MESAGNE – «Sarà un autunno di preoccupazione, perché ci sono alcuni nodi che stanno venendo al pettine; perché c’è un’economia che non va così di corsa come sembrava tre o quattro mesi fa. C’è stato un raffreddamento dei dati del Pil; c’è una spinta inflazionistica che rende più poveri gli italiani perché gli stipendi non stanno crescendo come crescono i costi e questo ci preoccupa». Il presidente nazionale di Confcooperative, Maurizio Gardini, quale presidente di Conserve Italia annuncia investimenti e cambi nella direzione del presidio mesagnese che produce il «pelato Cirio», ma non si sottrae ad affrontare le questioni economiche più generali del Paese.

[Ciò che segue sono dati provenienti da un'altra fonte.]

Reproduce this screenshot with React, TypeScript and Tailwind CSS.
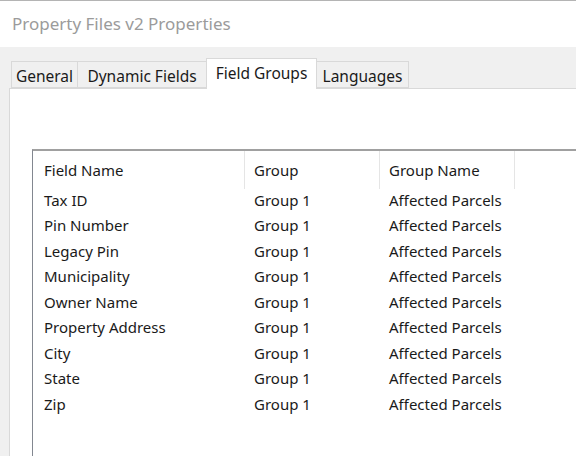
const rows = [
  "Tax ID",
  "Pin Number",
  "Legacy Pin",
  "Municipality",
  "Owner Name",
  "Property Address",
  "City",
  "State",
  "Zip",
]

const tabs = [
  { label: "General", w: "w-[67px]" },
  { label: "Dynamic Fields", w: "w-[130px]" },
  { label: "Field Groups", w: "w-[111px]" },
  { label: "Languages", w: "w-[93px]" },
]

export default function App() {
  return (
    <div className="w-[576px] h-[456px] overflow-hidden flex flex-col bg-[#f0f0f0] text-[#1a1a1a] font-['Noto_Sans','Liberation_Sans',sans-serif]">
      {/* title */}
      <div className="h-[47px] shrink-0 bg-white border-t border-[#b4b4b4] pl-[12px] pt-[11px] text-[17px] leading-[24px] text-[#9b9b9b]">
        Property Files v2 Properties
      </div>

      {/* tabs */}
      <div className="flex items-end pl-[11px] h-[41px] shrink-0">
        {tabs.map(t =>
          t.label === "Field Groups" ? (
            <div key={t.label} className={`${t.w} h-[31px] -ml-px text-center pt-[2px] bg-white border border-b-0 border-[#d9d9d9] text-[15.5px] leading-[24px] relative top-px z-10`}>
              {t.label}
            </div>
          ) : (
            <div key={t.label} className={`${t.w} h-[27px] -ml-px first:ml-0 text-center pt-[2px] bg-[#f0f0f0] border border-[#d9d9d9] text-[15.5px] leading-[24px]`}>
              {t.label}
            </div>
          )
        )}
      </div>

      {/* panel */}
      <div className="flex-1 ml-[9px] bg-white border-l border-t border-[#d9d9d9] pt-[60px] pl-[22px] flex flex-col">
        <div className="flex-1 border-l border-t-2 border-[#a0a0a0] border-l-[#828790] text-[15px]">
          <div className="flex h-[38px] items-center">
            <div className="w-[212px] pl-[11px] h-full flex items-center border-r border-[#e5e5e5]">Field Name</div>
            <div className="w-[135px] pl-[9px] h-full flex items-center border-r border-[#e5e5e5]">Group</div>
            <div className="w-[135px] pl-[9px] h-full flex items-center border-r border-[#e5e5e5]">Group Name</div>
          </div>
          <div className="-mt-[2px]">
            {rows.map(r => (
              <div key={r} className="flex h-[25.5px] items-center">
                <div className="w-[212px] pl-[11px]">{r}</div>
                <div className="w-[135px] pl-[9px]">Group 1</div>
                <div className="w-[135px] pl-[9px]">Affected Parcels</div>
              </div>
            ))}
          </div>
        </div>
      </div>
    </div>
  )
}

«È un Paese che rischia sempre più di essere spaccato in due fra quelli che ce la fanno, bene, e quelli che non ce la fanno; dove aumentano le fasce di povertà, dove la grande preoccupazione è su questo inverno demografico che condanna il Paese. Se l’Italia non torna a cresce come popolazione, è difficile fare una riforma delle pensioni, parlare di una nuova stagione di sviluppo».

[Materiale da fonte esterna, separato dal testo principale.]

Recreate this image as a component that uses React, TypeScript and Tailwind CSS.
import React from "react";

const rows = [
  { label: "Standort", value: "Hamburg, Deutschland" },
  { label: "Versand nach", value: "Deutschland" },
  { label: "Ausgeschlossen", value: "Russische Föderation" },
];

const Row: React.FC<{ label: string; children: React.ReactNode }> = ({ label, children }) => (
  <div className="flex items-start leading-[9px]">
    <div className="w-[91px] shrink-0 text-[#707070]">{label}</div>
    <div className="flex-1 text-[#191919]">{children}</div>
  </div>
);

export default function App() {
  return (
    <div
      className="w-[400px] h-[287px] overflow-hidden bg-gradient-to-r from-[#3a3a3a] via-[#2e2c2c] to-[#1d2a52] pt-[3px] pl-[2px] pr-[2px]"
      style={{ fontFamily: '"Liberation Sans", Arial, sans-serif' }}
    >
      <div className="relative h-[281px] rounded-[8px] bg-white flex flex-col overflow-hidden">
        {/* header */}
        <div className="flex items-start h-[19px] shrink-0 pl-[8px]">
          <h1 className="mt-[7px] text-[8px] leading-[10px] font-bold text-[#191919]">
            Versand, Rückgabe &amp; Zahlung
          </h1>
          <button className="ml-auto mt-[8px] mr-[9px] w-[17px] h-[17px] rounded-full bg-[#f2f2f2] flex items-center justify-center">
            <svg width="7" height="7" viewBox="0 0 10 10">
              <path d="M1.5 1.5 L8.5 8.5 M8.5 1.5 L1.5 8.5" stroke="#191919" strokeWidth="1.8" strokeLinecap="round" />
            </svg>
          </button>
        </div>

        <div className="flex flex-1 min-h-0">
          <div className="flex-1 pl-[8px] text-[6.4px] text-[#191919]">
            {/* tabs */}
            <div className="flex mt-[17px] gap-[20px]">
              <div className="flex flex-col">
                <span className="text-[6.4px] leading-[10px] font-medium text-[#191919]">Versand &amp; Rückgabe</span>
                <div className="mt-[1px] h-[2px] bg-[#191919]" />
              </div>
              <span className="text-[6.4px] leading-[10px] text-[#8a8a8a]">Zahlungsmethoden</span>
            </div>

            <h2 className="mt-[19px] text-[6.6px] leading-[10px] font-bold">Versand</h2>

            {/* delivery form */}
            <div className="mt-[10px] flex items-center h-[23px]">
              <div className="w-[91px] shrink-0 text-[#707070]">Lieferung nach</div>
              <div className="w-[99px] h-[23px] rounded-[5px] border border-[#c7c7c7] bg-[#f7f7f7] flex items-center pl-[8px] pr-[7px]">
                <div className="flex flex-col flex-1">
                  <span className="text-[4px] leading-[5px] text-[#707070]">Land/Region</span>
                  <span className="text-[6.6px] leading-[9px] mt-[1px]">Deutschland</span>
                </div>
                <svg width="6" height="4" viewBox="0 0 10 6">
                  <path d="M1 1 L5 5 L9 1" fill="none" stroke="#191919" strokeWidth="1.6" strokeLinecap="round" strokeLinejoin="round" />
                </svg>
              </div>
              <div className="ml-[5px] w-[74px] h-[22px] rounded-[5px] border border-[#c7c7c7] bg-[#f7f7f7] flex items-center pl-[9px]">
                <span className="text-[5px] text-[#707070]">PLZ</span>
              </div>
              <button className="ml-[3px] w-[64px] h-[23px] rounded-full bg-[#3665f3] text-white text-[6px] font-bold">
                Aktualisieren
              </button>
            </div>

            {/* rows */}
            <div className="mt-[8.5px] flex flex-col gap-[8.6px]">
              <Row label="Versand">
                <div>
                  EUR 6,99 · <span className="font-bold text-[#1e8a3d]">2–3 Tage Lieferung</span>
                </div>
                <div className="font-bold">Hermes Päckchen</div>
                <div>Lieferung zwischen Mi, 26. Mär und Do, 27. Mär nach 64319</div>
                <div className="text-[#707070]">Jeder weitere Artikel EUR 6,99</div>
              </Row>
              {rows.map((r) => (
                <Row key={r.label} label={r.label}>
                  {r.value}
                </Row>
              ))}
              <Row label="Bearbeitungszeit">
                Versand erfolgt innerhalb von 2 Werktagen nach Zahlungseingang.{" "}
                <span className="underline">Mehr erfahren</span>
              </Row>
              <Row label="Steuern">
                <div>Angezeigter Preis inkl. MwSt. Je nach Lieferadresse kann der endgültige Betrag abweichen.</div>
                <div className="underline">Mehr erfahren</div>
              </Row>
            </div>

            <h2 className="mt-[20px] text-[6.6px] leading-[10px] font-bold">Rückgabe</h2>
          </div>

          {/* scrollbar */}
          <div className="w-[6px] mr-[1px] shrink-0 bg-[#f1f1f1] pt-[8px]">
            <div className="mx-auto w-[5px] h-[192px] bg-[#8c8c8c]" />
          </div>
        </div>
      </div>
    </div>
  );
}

Ora si parla della legge di Bilancio…
«Non consentirà di fare grandissime cose. Occorrerà rafforzare le dimensioni del cuneo fiscale e già questo assorbe più o meno la metà della cifra; quindi un po’ di adeguamento pensioni, un po’ di “opzione donna” e la legge di Bilancio è già finita e le questioni strutturali saranno di nuovo rinviate al futuro, a meno di non riuscire a concordare con l’Europa la possibilità di fare debito. Penso a non conteggiare nel famoso 3% le spese militari o le spese del Pnrr».
Già, il Pnrr…
«C’è questa opportunità di dare uno sviluppo al Pil in chiave di modernizzazione del Paese su cui ancora adesso ho buone speranze. Le scelte fatte dal governo Meloni non sono state del tutto sbagliate: il ripensare a una rimodulazione del Pnrr forse era necessario perché il progetto era stato calato dall’alto troppo velocemente e sarebbe stato un disastro gestirlo. Forse abbiamo speso qualche mese in più ma se avremo la possibilità di avere tempo anche per attuare cose nuove e proposte nuove che vengono dal territorio non è del tutto sbagliato».

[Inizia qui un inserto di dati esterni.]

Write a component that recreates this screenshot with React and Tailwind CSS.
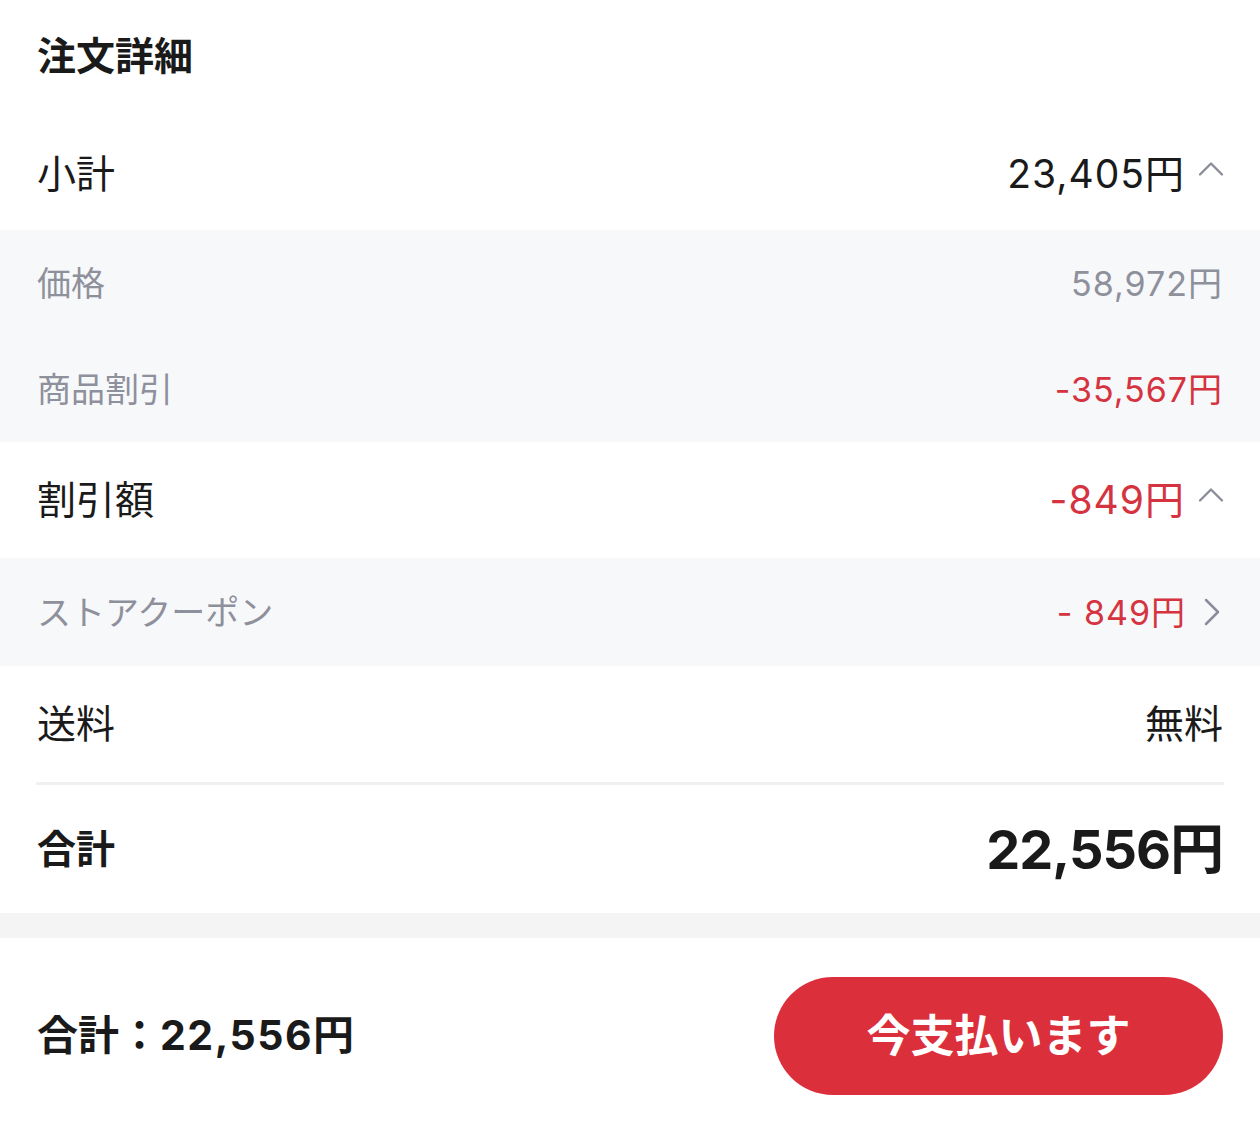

C’è il confronto sul salario minimo...
Sembra un dibattito più ideologico che altro... Crediamo che vada riaffermato il ruolo della contrattazione: 890 contratti depositati al Cnel non servono. Occorre il ruolo della contrattazione tra organizzazioni di impresa e organizzazioni sindacali; occorre disboscare la selva contrattuale perché ci sono contratti che oggi, alla luce del sole, consentono di pagare 4-5 euro al lordo ed è uno scandalo. Meno contratti, ma siglati dalle maggiori organizzazioni sindacali di rappresentanza, soglie minime, questo sì, sotto i quali i contratti non devono andare, ma poi va valorizzato il ruolo della contrattazione riguardo a produttività e ruolo del welfare; vanno inseriti elementi nuovi di valorizzazione del contratto di lavoro che il contratto minimo finirebbe per appiattire. La minaccia della Cgil e della piazza diventa fortemente ideologica. Non lo so: l’autunno sarà caldo».
L’anno scorso si notava un quadro economico molto condizionato dalla guerra e dalla questione energia...
«Eravamo dentro uno tsunami energetico e con costi folli che nel mese di agosto ci avevano investito. Oggi i costi energetici sono fortemente rientrati, ma siamo in una dinamica inflattiva, in parte dovuta a speculazioni non controllate. Quando ci sono poche condizioni di trasparenza di mercato la speculazione regna sovrana. Non penso che la misura per combattere l’inflazione sia aumentare il tasso come ha fatto la Bce, perché ha ammazzato economia e settore immobiliare, ha reso drammatico per le famiglie con a carico un mutuo a tasso variabile sostenere il pagamento degli stesso e ha reso pesante anche per le imprese la possibilità di fare debiti per sostenere investimenti. Spero possa rientrare questo aumento del costi del denaro, perché se no, l’economia non ce la fa».